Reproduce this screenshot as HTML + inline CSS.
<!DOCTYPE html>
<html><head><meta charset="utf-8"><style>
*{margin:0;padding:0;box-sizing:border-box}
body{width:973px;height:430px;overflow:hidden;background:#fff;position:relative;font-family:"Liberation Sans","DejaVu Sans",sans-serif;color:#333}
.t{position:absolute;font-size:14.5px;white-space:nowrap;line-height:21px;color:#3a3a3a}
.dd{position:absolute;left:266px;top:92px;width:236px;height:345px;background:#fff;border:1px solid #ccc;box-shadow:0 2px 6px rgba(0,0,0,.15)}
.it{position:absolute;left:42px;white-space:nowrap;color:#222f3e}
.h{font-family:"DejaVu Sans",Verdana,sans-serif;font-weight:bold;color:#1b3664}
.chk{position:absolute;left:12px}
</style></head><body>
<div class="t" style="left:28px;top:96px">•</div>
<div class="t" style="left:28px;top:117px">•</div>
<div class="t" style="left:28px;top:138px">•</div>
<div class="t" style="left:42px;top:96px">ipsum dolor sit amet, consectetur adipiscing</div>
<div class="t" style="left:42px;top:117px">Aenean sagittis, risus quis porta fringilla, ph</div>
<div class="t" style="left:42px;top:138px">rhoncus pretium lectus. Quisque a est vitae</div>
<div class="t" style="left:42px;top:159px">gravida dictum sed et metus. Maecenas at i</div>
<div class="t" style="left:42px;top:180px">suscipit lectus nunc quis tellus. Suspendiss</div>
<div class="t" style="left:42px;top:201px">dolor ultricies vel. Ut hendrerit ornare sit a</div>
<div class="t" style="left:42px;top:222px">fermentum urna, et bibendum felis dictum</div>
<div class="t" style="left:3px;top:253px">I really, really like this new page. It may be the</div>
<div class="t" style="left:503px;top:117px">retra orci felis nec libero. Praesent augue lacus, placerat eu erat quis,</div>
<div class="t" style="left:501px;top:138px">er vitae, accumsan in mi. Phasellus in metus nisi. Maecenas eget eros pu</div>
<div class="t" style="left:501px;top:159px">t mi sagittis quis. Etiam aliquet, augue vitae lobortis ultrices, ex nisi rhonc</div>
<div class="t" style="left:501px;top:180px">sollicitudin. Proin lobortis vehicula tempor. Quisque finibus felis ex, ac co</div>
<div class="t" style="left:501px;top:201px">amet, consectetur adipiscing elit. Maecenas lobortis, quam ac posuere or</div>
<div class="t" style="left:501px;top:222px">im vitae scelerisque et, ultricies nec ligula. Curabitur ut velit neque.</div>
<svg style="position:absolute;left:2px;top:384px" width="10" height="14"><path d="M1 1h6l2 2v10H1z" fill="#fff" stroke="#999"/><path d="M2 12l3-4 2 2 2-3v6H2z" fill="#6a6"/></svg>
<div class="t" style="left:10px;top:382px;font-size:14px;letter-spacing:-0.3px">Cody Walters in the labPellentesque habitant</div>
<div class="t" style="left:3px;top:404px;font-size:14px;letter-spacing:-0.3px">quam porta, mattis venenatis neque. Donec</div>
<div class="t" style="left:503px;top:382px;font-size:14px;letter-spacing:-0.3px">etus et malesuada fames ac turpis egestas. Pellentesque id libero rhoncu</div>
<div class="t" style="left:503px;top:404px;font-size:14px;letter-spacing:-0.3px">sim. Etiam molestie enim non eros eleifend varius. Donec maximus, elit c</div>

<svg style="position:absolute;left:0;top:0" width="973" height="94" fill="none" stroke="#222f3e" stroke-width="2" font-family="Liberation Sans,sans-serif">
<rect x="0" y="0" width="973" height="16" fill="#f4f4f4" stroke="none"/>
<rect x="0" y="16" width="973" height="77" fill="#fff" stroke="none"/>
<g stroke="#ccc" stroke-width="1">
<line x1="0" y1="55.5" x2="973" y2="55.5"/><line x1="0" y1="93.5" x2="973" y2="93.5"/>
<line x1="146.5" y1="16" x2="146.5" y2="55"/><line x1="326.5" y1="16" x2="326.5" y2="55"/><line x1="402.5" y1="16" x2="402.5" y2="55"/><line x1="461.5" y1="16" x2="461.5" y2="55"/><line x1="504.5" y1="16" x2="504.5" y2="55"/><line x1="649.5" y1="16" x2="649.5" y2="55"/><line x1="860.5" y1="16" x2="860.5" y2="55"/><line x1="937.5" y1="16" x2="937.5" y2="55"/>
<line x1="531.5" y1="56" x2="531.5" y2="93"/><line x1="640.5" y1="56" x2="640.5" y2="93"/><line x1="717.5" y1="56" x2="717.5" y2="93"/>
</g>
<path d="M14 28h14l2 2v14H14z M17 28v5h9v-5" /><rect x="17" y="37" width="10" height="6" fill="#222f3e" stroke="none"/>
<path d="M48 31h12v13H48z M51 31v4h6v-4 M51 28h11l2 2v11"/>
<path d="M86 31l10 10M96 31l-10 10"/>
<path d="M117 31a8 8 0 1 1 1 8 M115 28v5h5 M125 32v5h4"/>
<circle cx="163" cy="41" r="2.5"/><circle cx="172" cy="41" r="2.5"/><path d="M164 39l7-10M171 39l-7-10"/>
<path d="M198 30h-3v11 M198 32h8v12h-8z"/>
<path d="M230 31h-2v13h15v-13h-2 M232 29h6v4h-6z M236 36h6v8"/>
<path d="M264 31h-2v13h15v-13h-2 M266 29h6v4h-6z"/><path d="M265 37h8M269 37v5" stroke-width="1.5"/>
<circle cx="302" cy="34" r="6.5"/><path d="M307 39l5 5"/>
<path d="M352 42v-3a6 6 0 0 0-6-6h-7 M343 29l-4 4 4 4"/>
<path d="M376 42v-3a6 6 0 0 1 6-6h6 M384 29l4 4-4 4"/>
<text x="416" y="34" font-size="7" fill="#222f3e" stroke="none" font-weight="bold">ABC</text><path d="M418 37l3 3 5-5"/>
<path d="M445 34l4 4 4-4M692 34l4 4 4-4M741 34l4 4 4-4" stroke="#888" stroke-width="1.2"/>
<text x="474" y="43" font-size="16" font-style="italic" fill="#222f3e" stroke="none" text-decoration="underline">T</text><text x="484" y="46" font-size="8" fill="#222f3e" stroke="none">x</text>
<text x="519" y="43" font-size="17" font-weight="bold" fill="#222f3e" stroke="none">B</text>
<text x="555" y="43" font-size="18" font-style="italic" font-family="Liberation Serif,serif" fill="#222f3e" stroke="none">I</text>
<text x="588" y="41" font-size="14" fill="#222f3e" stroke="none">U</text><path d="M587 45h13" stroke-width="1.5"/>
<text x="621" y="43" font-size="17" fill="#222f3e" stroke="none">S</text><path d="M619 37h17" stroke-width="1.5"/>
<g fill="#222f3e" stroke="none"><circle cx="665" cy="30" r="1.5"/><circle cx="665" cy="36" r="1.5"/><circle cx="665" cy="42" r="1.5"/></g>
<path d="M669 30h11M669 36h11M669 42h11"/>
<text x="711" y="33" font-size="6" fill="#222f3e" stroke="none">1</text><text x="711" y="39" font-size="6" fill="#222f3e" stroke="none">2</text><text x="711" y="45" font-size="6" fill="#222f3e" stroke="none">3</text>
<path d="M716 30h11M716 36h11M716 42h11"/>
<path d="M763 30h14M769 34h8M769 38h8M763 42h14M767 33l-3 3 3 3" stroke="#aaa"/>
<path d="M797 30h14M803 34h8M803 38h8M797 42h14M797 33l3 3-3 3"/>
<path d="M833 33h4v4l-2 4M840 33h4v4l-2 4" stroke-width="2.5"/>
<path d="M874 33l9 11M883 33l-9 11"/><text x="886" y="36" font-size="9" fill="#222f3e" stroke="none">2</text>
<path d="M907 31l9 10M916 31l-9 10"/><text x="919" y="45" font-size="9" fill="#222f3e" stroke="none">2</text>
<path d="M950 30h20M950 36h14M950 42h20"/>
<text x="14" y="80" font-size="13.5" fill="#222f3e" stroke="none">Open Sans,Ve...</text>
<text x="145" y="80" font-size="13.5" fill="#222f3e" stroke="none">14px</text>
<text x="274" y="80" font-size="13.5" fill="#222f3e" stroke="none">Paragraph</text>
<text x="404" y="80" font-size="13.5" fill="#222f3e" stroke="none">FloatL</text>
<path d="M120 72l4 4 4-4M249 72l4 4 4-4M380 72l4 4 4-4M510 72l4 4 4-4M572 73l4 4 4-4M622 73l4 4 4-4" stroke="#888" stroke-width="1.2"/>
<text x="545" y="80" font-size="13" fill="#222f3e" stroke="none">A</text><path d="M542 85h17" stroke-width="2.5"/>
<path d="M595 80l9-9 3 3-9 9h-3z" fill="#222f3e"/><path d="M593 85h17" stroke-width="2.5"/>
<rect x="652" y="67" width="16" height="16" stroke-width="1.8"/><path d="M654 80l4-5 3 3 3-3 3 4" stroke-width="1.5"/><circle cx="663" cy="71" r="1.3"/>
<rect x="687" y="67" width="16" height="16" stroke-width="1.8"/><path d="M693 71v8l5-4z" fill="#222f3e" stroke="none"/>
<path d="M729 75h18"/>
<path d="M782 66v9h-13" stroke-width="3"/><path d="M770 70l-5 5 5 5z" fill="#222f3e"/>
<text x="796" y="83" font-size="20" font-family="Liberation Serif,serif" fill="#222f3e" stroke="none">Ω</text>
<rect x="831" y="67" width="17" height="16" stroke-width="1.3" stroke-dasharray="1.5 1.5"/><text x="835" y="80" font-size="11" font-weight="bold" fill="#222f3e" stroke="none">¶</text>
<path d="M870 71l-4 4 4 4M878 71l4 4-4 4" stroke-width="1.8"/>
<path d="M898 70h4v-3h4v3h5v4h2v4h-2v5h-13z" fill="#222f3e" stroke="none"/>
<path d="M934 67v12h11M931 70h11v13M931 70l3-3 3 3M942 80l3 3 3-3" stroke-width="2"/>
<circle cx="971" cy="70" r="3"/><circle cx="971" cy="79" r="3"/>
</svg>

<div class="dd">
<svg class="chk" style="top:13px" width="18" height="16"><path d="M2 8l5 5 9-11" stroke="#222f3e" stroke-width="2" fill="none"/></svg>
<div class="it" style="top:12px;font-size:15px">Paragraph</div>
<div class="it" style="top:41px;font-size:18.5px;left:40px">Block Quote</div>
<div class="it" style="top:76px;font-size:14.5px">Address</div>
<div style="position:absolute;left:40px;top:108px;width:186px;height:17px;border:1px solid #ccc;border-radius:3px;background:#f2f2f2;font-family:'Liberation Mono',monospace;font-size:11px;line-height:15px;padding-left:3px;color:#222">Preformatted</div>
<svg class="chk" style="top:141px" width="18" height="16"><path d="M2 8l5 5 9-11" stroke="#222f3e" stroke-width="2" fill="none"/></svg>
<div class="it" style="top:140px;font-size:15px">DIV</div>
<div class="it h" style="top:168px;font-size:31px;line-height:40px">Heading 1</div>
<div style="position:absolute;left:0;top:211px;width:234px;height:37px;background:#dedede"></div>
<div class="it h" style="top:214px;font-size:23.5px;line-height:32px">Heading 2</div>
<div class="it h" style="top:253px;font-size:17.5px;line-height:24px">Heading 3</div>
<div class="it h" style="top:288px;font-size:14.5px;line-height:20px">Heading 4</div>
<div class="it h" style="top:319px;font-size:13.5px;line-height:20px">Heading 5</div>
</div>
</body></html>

**Request:** Which lines hold the word "this"? Copy all of them.

**Solution to the exercise:**
Reproduce this screenshot as HTML + inline CSS.
<div class="t" style="left:3px;top:253px">I really, really like this new page. It may be the</div>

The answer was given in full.